The fully offline development machine exists today

Deepu Remya documented a fully offline AI-assisted Linux development machine built on an ASUS ROG Flow Z13 running Arch Linux with Niri (a scrollable-tiling Wayland compositor) and local AI coding tools.

This is not a theoretical setup. It is a daily driver. No cloud API calls. No telemetry. No internet dependency for AI features. The models run locally. The code stays local. The data stays local.

The philosophical case for this approach is laid out plainly in the "Local AI needs to be the norm" essay: cost, latency, privacy, and sovereignty. Every prompt you send to a cloud API is data you no longer control. Every API dependency is a point of failure.

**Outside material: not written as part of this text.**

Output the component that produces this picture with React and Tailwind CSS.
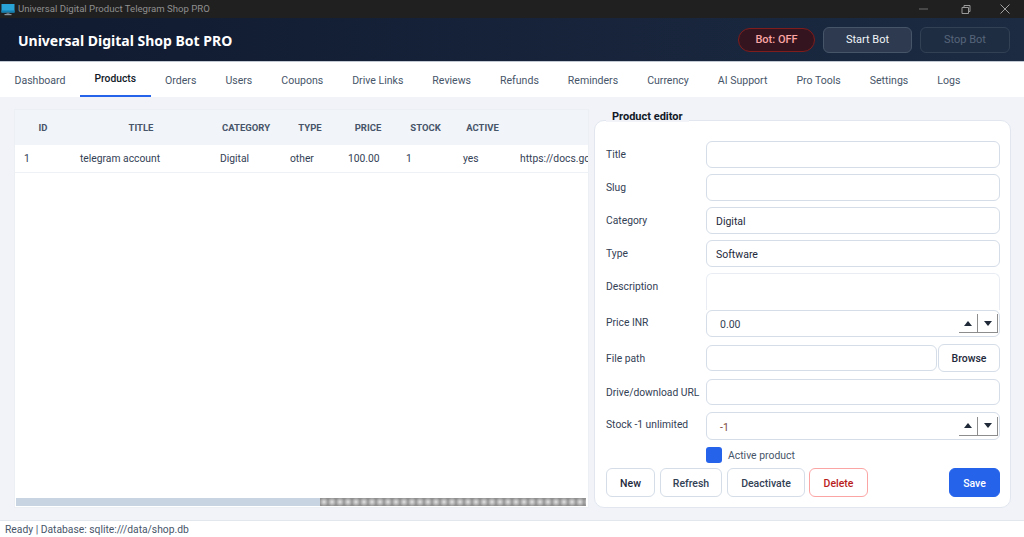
import React from "react";

const tabs = ["Dashboard","Products","Orders","Users","Coupons","Drive Links","Reviews","Refunds","Reminders","Currency","AI Support","Pro Tools","Settings","Logs"];
const cols = ["ID","TITLE","CATEGORY","TYPE","PRICE","STOCK","ACTIVE",""];
const cells = ["1","telegram account","Digital","other","100.00","1","yes","https://docs.google.com/"];
const gridCols = "grid grid-cols-[56px_140px_70px_58px_58px_57px_57px_200px] w-[696px]";

function Monitor() {
  return (
    <svg width="14" height="13" viewBox="0 0 14 13" className="ml-[1px]">
      <rect x="0.5" y="1" width="13" height="8.5" fill="#29a3d6" />
      <rect x="0.5" y="7.5" width="13" height="2" fill="#157fb0" />
      <rect x="5.5" y="9.5" width="3" height="2" fill="#5d6b75" />
      <rect x="3.5" y="11" width="7" height="1.2" fill="#8a969e" />
    </svg>
  );
}

function Tab({ label, active }) {
  return active ? (
    <div className="h-full px-[14.5px] flex items-center border-b-2 border-[#2563eb] text-[#111827] font-medium pt-[1px] text-[10.3px] whitespace-nowrap">{label}</div>
  ) : (
    <div className="h-full px-[14.5px] flex items-center text-[#475569] pt-[2px] whitespace-nowrap">{label}</div>
  );
}

function Field({ label, h = "h-[27px]", mb = "mb-[6px]", labelMt = "", children }) {
  return (
    <div className={`flex ${h} ${mb}`}>
      <div className={`w-[100px] shrink-0 text-[#334155] text-[10.3px] leading-[28px] whitespace-nowrap ${labelMt}`}>{label}</div>
      <div className="flex-1 min-w-0">{children}</div>
    </div>
  );
}

function Input({ value = "", cls = "" }) {
  return (
    <div className={`h-full border border-[#d5dde8] rounded-[6px] bg-white px-[9px] pt-[2px] flex items-center text-[10.5px] text-[#1e293b] ${cls}`}>{value}</div>
  );
}

function Spin({ value, vCls = "" }) {
  return (
    <div className="h-full border border-[#d5dde8] rounded-[6px] bg-white pl-[13px] pr-[1px] flex items-center text-[10.5px] text-[#334155]">
      <span className={`flex-1 pt-[3px] ${vCls}`}>{value}</span>
      <div className="flex h-[19px] w-[39px] border-b border-r border-[#8d8d8d]">
        <div className="w-[19px] flex items-center justify-center border-r border-[#8d8d8d]">
          <svg width="8" height="5" viewBox="0 0 8 5"><path d="M4 0 L8 5 L0 5 Z" fill="#1f2937" /></svg>
        </div>
        <div className="flex-1 flex items-center justify-center">
          <svg width="8" height="5" viewBox="0 0 8 5"><path d="M0 0 L8 0 L4 5 Z" fill="#1f2937" /></svg>
        </div>
      </div>
    </div>
  );
}

function Btn({ children, cls = "" }) {
  return (
    <div className={`h-[29px] border rounded-[6px] pt-[2px] flex items-center justify-center text-[10.5px] font-medium ${cls}`}>{children}</div>
  );
}

export default function App() {
  return (
    <div className="w-[1024px] h-[537px] overflow-hidden flex flex-col bg-[#f1f3f8] font-['Roboto','Noto_Sans',sans-serif]">
      <div className="h-[18px] bg-[#202020] flex items-center shrink-0">
        <Monitor />
        <span className="ml-[3px] pt-[1px] text-[9.6px] text-[#8f8f8f]">Universal Digital Product Telegram Shop PRO</span>
        <div className="ml-auto flex items-center">
          <svg width="12" height="12" viewBox="0 0 12 12" className="mr-[30px]"><path d="M1 6h9" stroke="#6f6f6f" /></svg>
          <svg width="12" height="12" viewBox="0 0 12 12" className="mr-[27px]"><path d="M2 4.5h6.5v6H2z M4 4.5V2.5h6v6H8.5" stroke="#9a9a9a" fill="none" /></svg>
          <svg width="12" height="12" viewBox="0 0 12 12" className="mr-[13px]"><path d="M1.5 1.5l9 9M10.5 1.5l-9 9" stroke="#a0a0a0" /></svg>
        </div>
      </div>

      <div className="h-[44px] shrink-0 bg-gradient-to-r from-[#101a30] to-[#1c2b42] border-b border-[#c3c9d2] flex items-center pl-[18px] pr-[14px]">
        <div className="pt-[2px] text-[14px] font-bold text-white font-['Noto_Sans',sans-serif]">Universal Digital Shop Bot PRO</div>
        <div className="ml-auto flex items-center">
          <div className="w-[77px] h-[24px] pt-[2px] rounded-full bg-[#34151f] border border-[#7f1d1d] text-[#fca5a5] text-[11px] font-medium flex items-center justify-center">Bot: OFF</div>
          <div className="ml-[8px] w-[89px] h-[26px] pt-[2px] rounded-[6px] bg-[#2d3a4f] border border-[#475569] text-[#f1f5f9] text-[11px] font-normal flex items-center justify-center">Start Bot</div>
          <div className="ml-[8px] w-[90px] h-[26px] pt-[2px] rounded-[6px] bg-[#1f2d42] border border-[#334155] text-[#56657a] text-[11px] font-normal flex items-center justify-center">Stop Bot</div>
        </div>
      </div>

      <div className="h-[35px] shrink-0 bg-white flex text-[10.55px]">
        {tabs.map((t) => <Tab key={t} label={t} active={t === "Products"} />)}
      </div>

      <div className="flex-1 min-h-0 flex pl-[14px] pr-[13px] pt-[12px] pb-[12px]">
        <div className="w-[575px] shrink-0 flex flex-col bg-white border border-[#eceff4] overflow-hidden">
          <div className={`${gridCols} h-[35px] bg-[#f1f4f9] items-center text-[9.5px] font-bold text-[#475569] pt-[1px] shrink-0`}>
            {cols.map((c, i) => <div key={i} className="text-center">{c}</div>)}
          </div>
          <div className={`${gridCols} h-[28px] bg-white border-b border-[#eef1f5] items-center text-[10.3px] text-[#334155] shrink-0`}>
            {cells.map((c, i) => <div key={i} className="pl-[9px] whitespace-nowrap">{c}</div>)}
          </div>
          <div className="flex-1" />
          <div className="h-[8px] ml-[1px] mr-[2px] mb-[1px] flex shrink-0">
            <div className="w-[304px] bg-[#c9d4e2]" />
            <div className="flex-1 bg-[radial-gradient(circle,#d8d8d8_10%,#8f8f8f_80%)] bg-[length:8px_8px]" />
          </div>
        </div>

        <div className="ml-[5px] flex-1 min-w-0 relative mt-[11px]">
          <div className="absolute left-[12px] -top-[11px] px-[6px] h-[13px] pt-[1px] bg-[#f1f3f8] text-[11px] font-bold text-[#111827] leading-[14px] z-10">Product editor</div>
          <div className="h-full bg-white border border-[#e2e7ef] rounded-[10px] pt-[20px] pl-[11px] pr-[10px]">
            <Field label="Title"><Input /></Field>
            <Field label="Slug"><Input /></Field>
            <Field label="Category"><Input value="Digital" /></Field>
            <Field label="Type"><Input value="Software" /></Field>
            <Field label="Description" h="h-[37px]" mb="">
              <div className="h-full border border-b-0 border-[#e9edf3] rounded-t-[6px] bg-white" />
            </Field>
            <Field label="Price INR" mb="mb-[8px]" labelMt="-mt-[1px]"><Spin value="0.00" /></Field>
            <Field label="File path" h="h-[26px]" mb="mb-[8px]">
              <div className="flex h-full">
                <Input cls="flex-1" />
                <div className="w-[62px] h-[28px] -mt-[1px] pt-[2px] ml-[1px] border border-[#d5dde8] rounded-[6px] bg-white text-[10.5px] font-medium text-[#1e293b] flex items-center justify-center">Browse</div>
              </div>
            </Field>
            <Field label="Drive/download URL" h="h-[26px]" mb="mb-[7px]"><Input /></Field>
            <Field label="Stock -1 unlimited" h="h-[28px]" mb="mb-[7px]" labelMt="-mt-[1px]"><Spin value="-1" vCls="text-[#7c4a3a]" /></Field>
            <div className="flex items-center h-[16px] pl-[100px] mb-[5px]">
              <div className="w-[16px] h-[16px] rounded-[3px] bg-[#2563eb]" />
              <span className="ml-[6px] pt-[2px] text-[10.4px] text-[#475569]">Active product</span>
            </div>
            <div className="flex">
              <Btn cls="w-[49px] border-[#d5dde8] text-[#1e293b]">New</Btn>
              <Btn cls="ml-[5px] w-[62px] border-[#d5dde8] text-[#334155]">Refresh</Btn>
              <Btn cls="ml-[5px] w-[78px] border-[#d5dde8] text-[#334155]">Deactivate</Btn>
              <Btn cls="ml-[4px] w-[59px] border-[#fca5a5] text-[#b91c1c] font-bold">Delete</Btn>
              <Btn cls="ml-auto w-[51px] bg-[#2563eb] border-[#2563eb] text-white font-bold">Save</Btn>
            </div>
          </div>
        </div>
      </div>

      <div className="h-[17px] shrink-0 bg-white border-t border-[#e2e6ed] pl-[5px] pt-[2px] flex items-center text-[10.3px] text-[#475569]">Ready | Database: sqlite:///data/shop.db</div>
    </div>
  );
}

Every per-token cost is a tax on your iteration speed.

The practical case is that the tooling now supports it. Docker Model Runner lets you run Claude Code locally without hitting Anthropic's API. llama.cpp and its forks run on everything from old desktops to MacBooks to mini PCs. Quantized models at IQ4, Q4_K_M, and similar levels fit 7B-27B parameter models on consumer hardware with acceptable quality loss.

Canirun.ai provides a simple lookup: plug in your hardware, see what models you can run. The Strix Halo mini PC ecosystem (documented in an updated May 2026 chart) gives you a growing list of small-form-factor machines with enough unified memory to run 14B-32B models comfortably.

What I would build

If I were setting up a local AI workstation today, here is what I would do, based on the data above.

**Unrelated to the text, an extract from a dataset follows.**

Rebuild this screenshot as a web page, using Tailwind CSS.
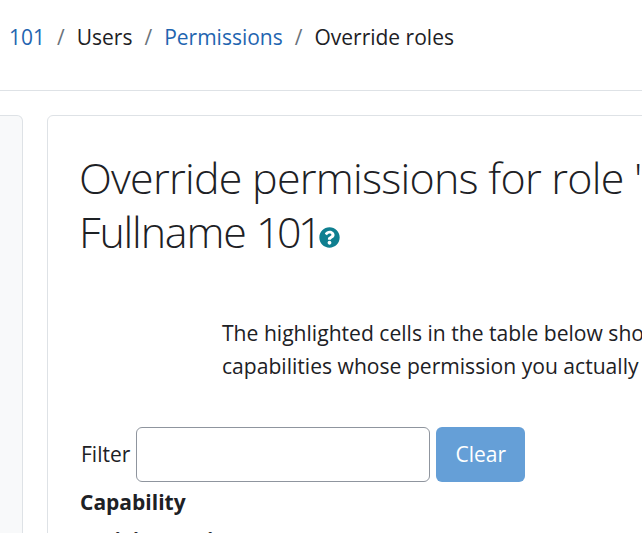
<!DOCTYPE html>
<html lang="en">
  <head>
    <meta charset="UTF-8" />
    <title>Override roles</title>
    <script src="https://cdn.jsdelivr.net/npm/@tailwindcss/browser@4"></script>
  </head>
  <body class="h-[533px] w-[642px] overflow-hidden bg-white font-['Open_Sans',sans-serif] text-[#1d2125]">
    <!-- breadcrumb -->
    <nav class="flex h-[91px] items-start border-b border-[#dee2e6] pl-[9px] pt-[22px] text-[21px] leading-[30px] whitespace-nowrap">
      <a href="#" class="text-[#1f65b0]">101</a>
      <span class="px-[12px] text-[#6a737b]">/</span>
      <span>Users</span>
      <span class="px-[12px] text-[#6a737b]">/</span>
      <a href="#" class="text-[#1f65b0]">Permissions</a>
      <span class="px-[12px] text-[#6a737b]">/</span>
      <span>Override roles</span>
    </nav>

    <div class="flex gap-[24px] pt-[24px]">
      <!-- side block, mostly off screen -->
      <aside class="h-[500px] w-[23px] shrink-0 rounded-r-[6px] border border-l-0 border-[#dee2e6] bg-[#f8f9fa]"></aside>

      <main class="h-[500px] w-[1000px] shrink-0 rounded-[6px] border border-[#dee2e6] bg-white pl-[31px] pt-[35px]">
        <h2 class="w-[850px] text-[43px] leading-[54px] font-light tracking-[-0.75px]">
          Override permissions for role "Student" in <span class="tracking-[-1.2px]">Fullname</span> <span class="tracking-[-3.5px]">101</span><a href="#" class="inline-block align-[0px]"
            ><svg width="21" height="21" viewBox="0 0 512 512" fill="#0f7f90">
              <path d="M504 256c0 136.997-111.043 248-248 248S8 392.997 8 256C8 119.083 119.043 8 256 8s248 111.083 248 248zM262.655 90c-54.497 0-89.255 22.957-116.549 63.758-3.536 5.286-2.353 12.415 2.715 16.258l34.699 26.310c5.205 3.947 12.621 3.008 16.665-2.122 17.864-22.658 30.113-35.797 57.303-35.797 20.429 0 45.698 13.148 45.698 32.958 0 14.976-12.363 22.667-32.534 33.976C247.128 238.528 216 254.941 216 296v4c0 6.627 5.373 12 12 12h56c6.627 0 12-5.373 12-12v-1.333c0-28.462 83.186-29.647 83.186-106.667 0-58.002-60.165-102-116.531-102zM256 338c-25.365 0-46 20.635-46 46 0 25.364 20.635 46 46 46s46-20.636 46-46c0-25.365-20.635-46-46-46z" />
            </svg></a>
        </h2>

        <p class="ml-[143px] mt-[57px] w-[620px] text-[21.1px] leading-[33px]">
          The highlighted cells in the table below show the<br />capabilities whose permission you actually can change.
        </p>

        <div class="mt-[45px] ml-[2px] flex items-center">
          <label class="mr-[6px] text-[21px]">Filter</label>
          <input type="text" class="h-[55px] w-[294px] rounded-[6px] border border-[#8f959e] bg-white" />
          <button class="ml-[6px] h-[55px] w-[89px] rounded-[6px] bg-[#659fd7] text-[21px] text-white">Clear</button>
        </div>

        <p class="ml-[1px] mt-[4px] text-[21px] leading-[33px] font-bold">Capability</p>
        <p class="ml-[1px] mt-[5px] text-[21px] leading-[33px] font-bold">Activity: Assignment</p>
      </main>
    </div>
  </body>
</html>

For hardware, I would prioritize memory bandwidth above all else. An RTX 3090 or 4090 with 24 GB VRAM gives you the best price-to-bandwidth ratio for consumer hardware. If you need unified memory for large contexts and prefer not to manage GPU/CPU memory splits, a maxed-out M-series Mac is the next best option. The DGX Spark and Strix Halo systems are interesting but currently sit in an awkward middle ground: not enough bandwidth to compete with dedicated GPUs, not enough unified memory advantage over the M5 to justify the ecosystem lock-in.

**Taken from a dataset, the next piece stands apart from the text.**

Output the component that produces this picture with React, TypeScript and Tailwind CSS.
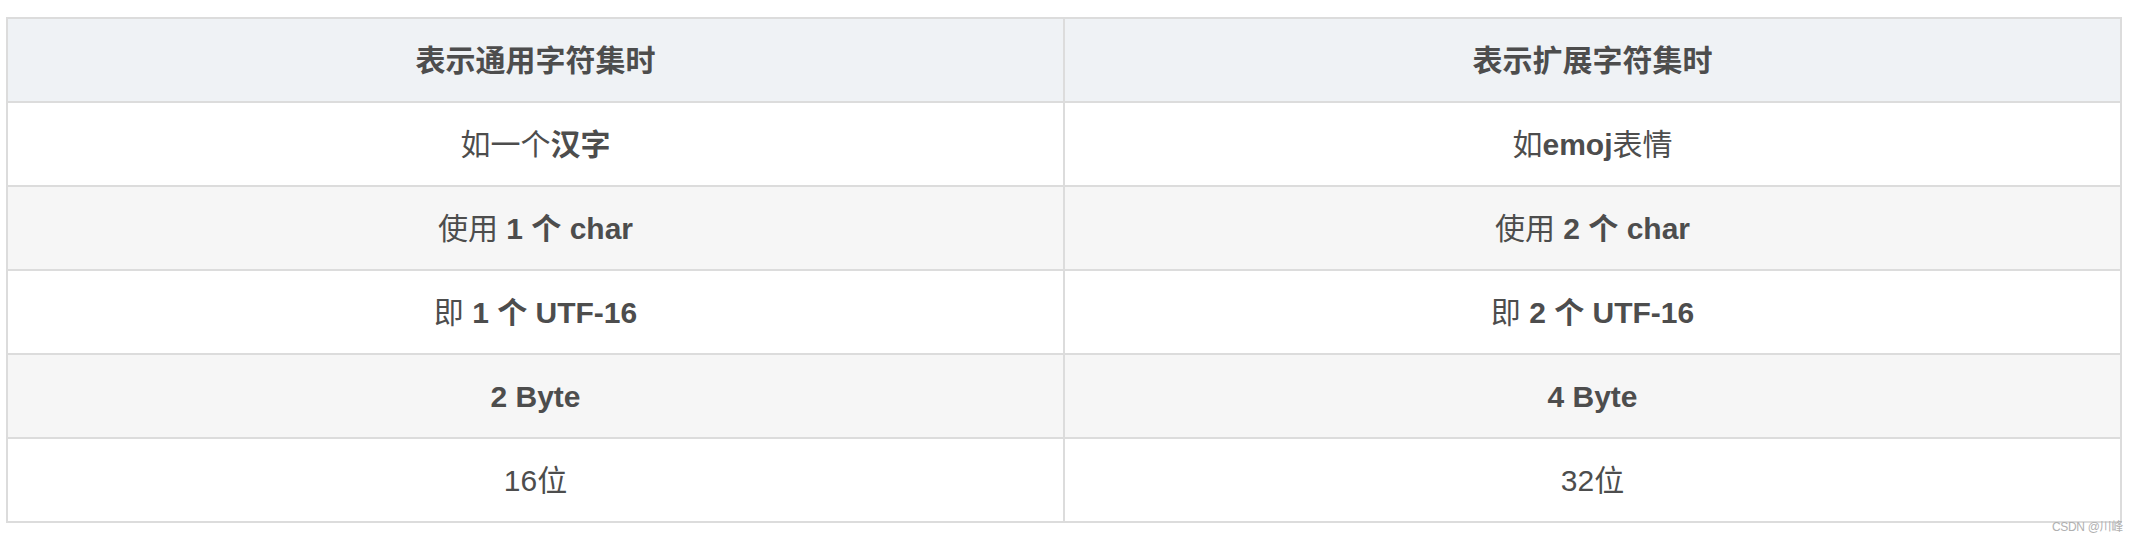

For software, I would start with ik_llama.cpp and test against stock llama.cpp. The configuration from the Qwen 3.6 27B benchmark is a good template: IQ4_KS quantization, q8_0 KV cache, flash attention, multi-token prediction, and the relevant merge flags. Copy those flags, adjust context size to your VRAM, and benchmark.

For workflows, I would invest time in structured agent patterns before buying bigger hardware. A 9B model with a map-reduce pipeline, structured outputs, and checkpointing will outperform a 70B model used as a chat interface for most development tasks. The agent loop does not need to be sophisticated. It needs to be reliable, parallelizable, and able to recover from failures.

For browser deployment, I would use browser inference only when the privacy benefit is clear and the performance budget allows it. Sentiment analysis on user input before it leaves the device. Speech recognition without a server round-trip. Not general-purpose chat.

The local AI space in 2026 is not about replacing cloud services entirely. It is about having a real choice. For narrow tasks, old hardware works. For daily development, structured workflows with small models work. For maximum single-stream performance, memory bandwidth and backend choice matter more than any other variable. The tools exist. The benchmarks are public. The only remaining question is whether you are willing to configure your own stack instead of reaching for an API key.